You don't mention a husband or partner just a we which could mean other children.
Was she living at home before? If not does she somewhere to go. If not a weeks notice would be decent.
You could allow your son to hide behind you and get you to do his dirty work if he's really that immature
Or
You could allow him to use you as an excuse "mum has had enough of us rowing so says either you go or we both go"
or
You could tell him he,s a man and to tell her himself and you don't care how he does it so long as she is gone by x day.
Packing her bags for her would be horrible and wrong. No matter how much you dislike her. Would you want your son treated that way if the boot was on the other foot.

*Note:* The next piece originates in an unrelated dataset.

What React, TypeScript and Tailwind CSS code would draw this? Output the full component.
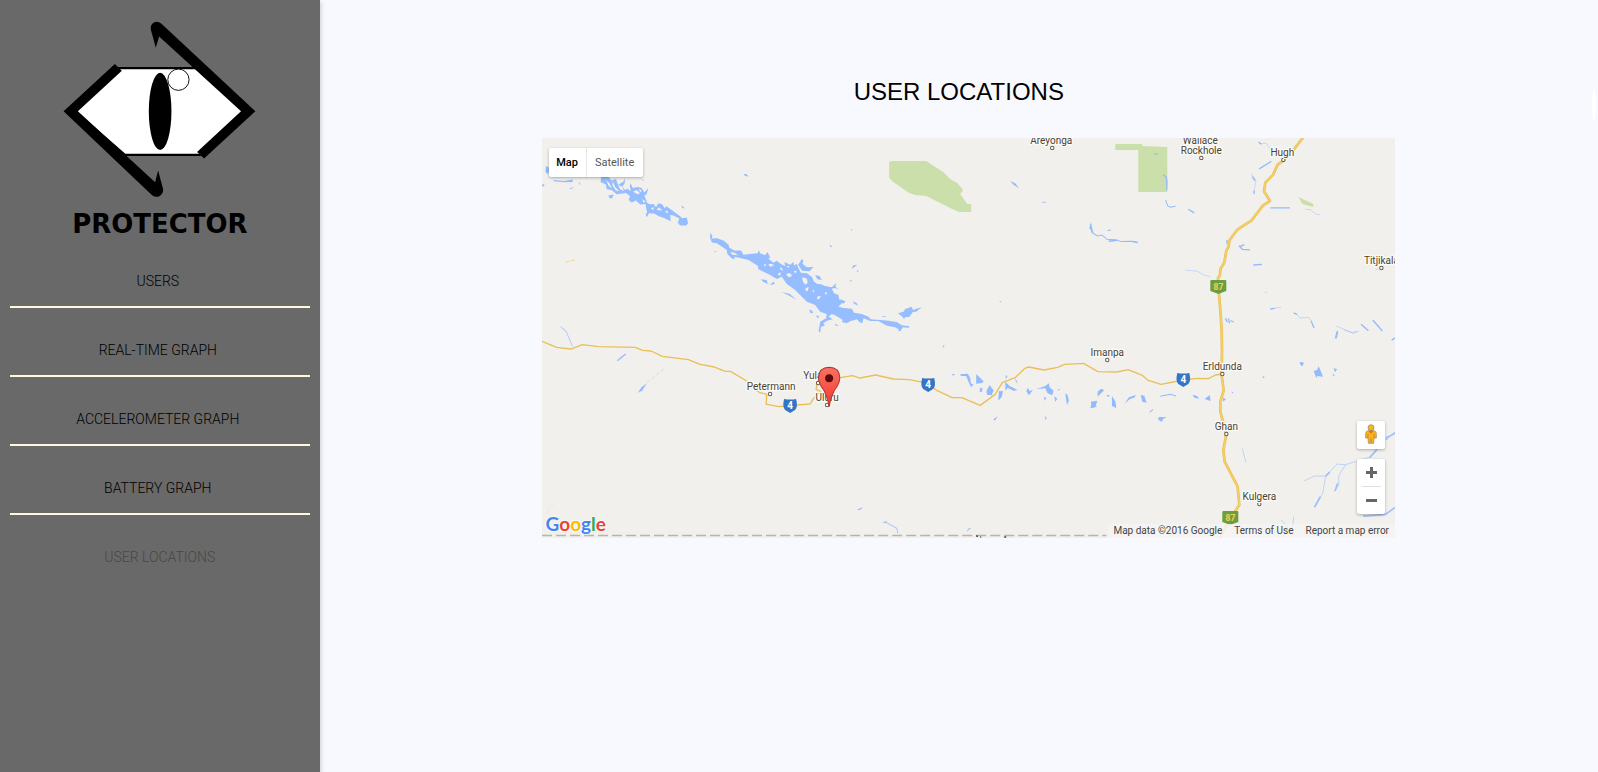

No matter how unwisely you agreed she could move in after only a month so a lot of the mess is of your making. Had they just dated for longer the problems with the relationship would have shown sooner.
You couldn't say no to your baby boy then .....and it has led unsurprisingly to problems..........you need to cut the apron strings and tell him he needs to tell her today to be gone by the end of tomorrow ....otherwise BOTH of their stuff will be out.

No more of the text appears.